If the reworking of the material feels compromised by modern expectations in both style and narrative, the execution is also seriously flawed.  Though Wright manages to throw in some of the mordant humor for which he’s known (one can appreciate Ben’s reply, when pretending to be a priest, to a guy who asks if he’ll go to hell for using a condom), he mostly plays things according to the tentpole playbook, and gives his craft crew—production designer Marcus Rowland, costumer Julian Day and cinematographer Chung-hoon Chung—free rein to construct a vision of the future that somehow manages to be both dank and garish.  The special effects supervised by Andrew Whitehurst often come across as murky, especially toward the close, and the crowd scenes are suspiciously small-scaled.  Paul Machliss’ editing frequently seems rushed and slapdash, and Steve Price’s score generically bombastic.
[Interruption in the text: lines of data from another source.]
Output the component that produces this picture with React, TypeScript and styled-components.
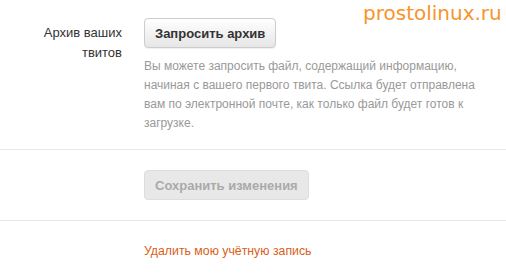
import { FC } from "react";
import styled, { createGlobalStyle } from "styled-components";

const Global = createGlobalStyle`
    html, body {
        margin: 0;
        padding: 0;
        background: #fff;
    }
    body {
        font-family: "Liberation Sans", Arial, sans-serif;
        color: #333;
    }
`;

const Page = styled.div`
    position: relative;
    width: 506px;
    height: 278px;
    overflow: hidden;
`;

const Watermark = styled.div`
    position: absolute;
    top: 1px;
    left: 363px;
    font-family: "DejaVu Sans", sans-serif;
    font-size: 20px;
    line-height: 24px;
    color: #f7942c;
`;

const Section = styled.div<{ $pt: number; $pb: number; $divider?: boolean }>`
    display: flex;
    padding: ${(p) => p.$pt}px 0 ${(p) => p.$pb}px;
    border-top: ${(p) => (p.$divider ? "1px solid #e8e8e8" : "none")};
`;

const Label = styled.div`
    width: 122px;
    padding-top: 5px;
    text-align: right;
    font-size: 13px;
    line-height: 20px;
    color: #333;
`;

const Controls = styled.div<{ $offset?: number }>`
    margin-left: ${(p) => p.$offset ?? 22}px;
    flex: 1;
`;

const Button = styled.button<{ $disabled?: boolean }>`
    display: block;
    height: 30px;
    padding: 0 10px;
    border-radius: 4px;
    font-family: "Liberation Sans", Arial, sans-serif;
    font-size: 13px;
    font-weight: bold;
    border: 1px solid ${(p) => (p.$disabled ? "#ddd" : "#ccc")};
    color: ${(p) => (p.$disabled ? "#aaa" : "#333")};
    background: ${(p) =>
        p.$disabled ? "#e8e8e8" : "linear-gradient(#fff, #e6e6e6)"};
    box-shadow: ${(p) => (p.$disabled ? "none" : "0 1px 0 rgba(0,0,0,0.05)")};
`;

const Help = styled.p`
    margin: 9px 0 0;
    width: 345px;
    font-size: 12px;
    line-height: 19px;
    color: #999;
`;

const Link = styled.a`
    display: block;
    margin-left: 144px;
    font-size: 12.3px;
    line-height: 16px;
    color: #d9601a;
    text-decoration: none;
`;

const App: FC = () => {
    return (
        <Page>
            <Global />
            <Watermark>prostolinux.ru</Watermark>
            <Section $pt={18} $pb={16}>
                <Label>
                    Архив ваших
                    <br />
                    твитов
                </Label>
                <Controls>
                    <Button>Запросить архив</Button>
                    <Help>
                        Вы можете запросить файл, содержащий информацию,
                        начиная с вашего первого твита. Ссылка будет
                        отправлена вам по электронной почте, как только файл
                        будет готов к загрузке.
                    </Help>
                </Controls>
            </Section>
            <Section $pt={20} $pb={20} $divider>
                <Controls $offset={144}>
                    <Button $disabled>Сохранить изменения</Button>
                </Controls>
            </Section>
            <Section $pt={22} $pb={22} $divider>
                <Link href="#">Удалить мою учётную запись</Link>
            </Section>
        </Page>
    );
};

export default App;
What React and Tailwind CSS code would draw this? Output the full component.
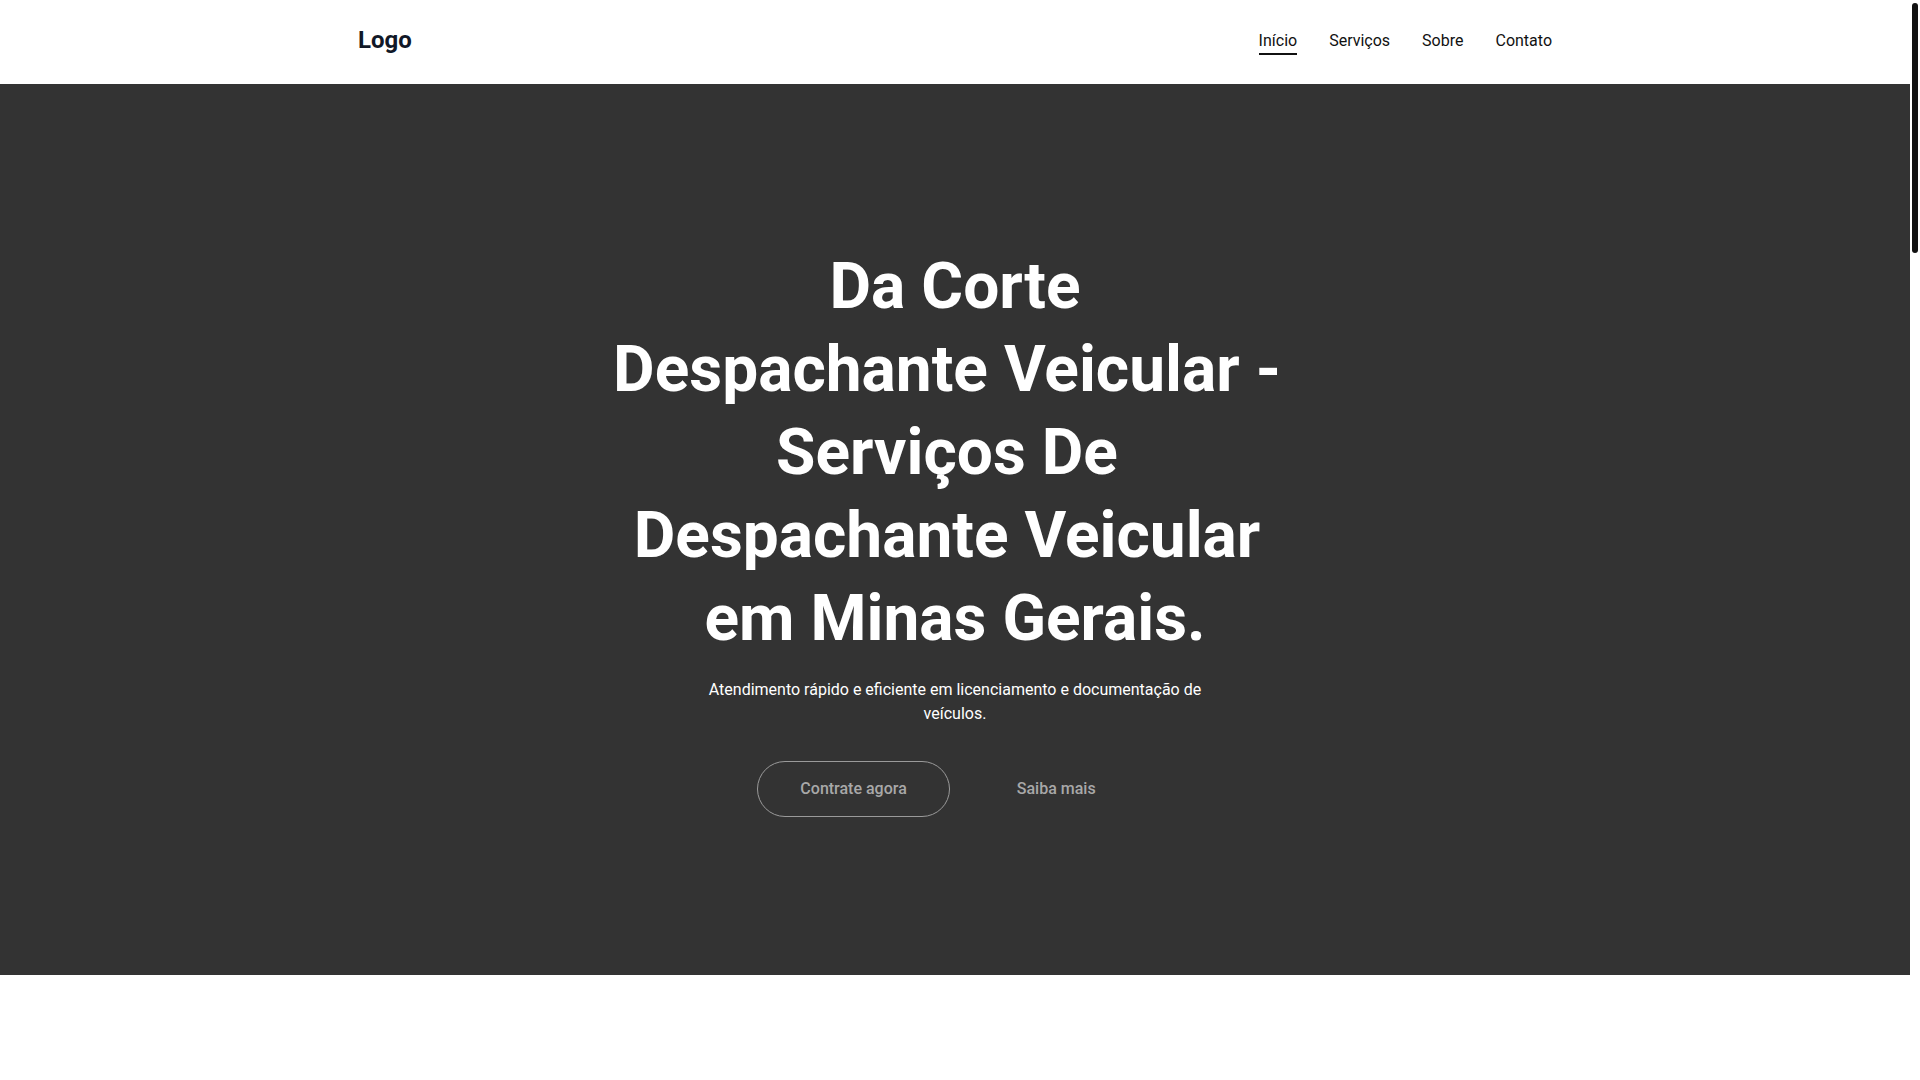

As to the cast, Powell is at best adequate; he’s supposed to be an everyman thrown into situations he’s unequipped to deal with, of course, but he lacks the undefinable something that would overcome a faintly bland aura.  Brolin is even worse: his attempt at grinning villainy falls far short of what Richard Dawson brought to the Schwarzenegger version.  Cera adds more than a touch of mania to his character, and Ezra is a cooly unruffled underground leader, but no one else makes much of an impression.  Jones and Pace are nondescript, and even Macy offers little but generalized gruffness.

The upshot is that despite all the money and talent thrown into the mix, Wright’s “Running Man” turns out to be a pretty flatfooted affair.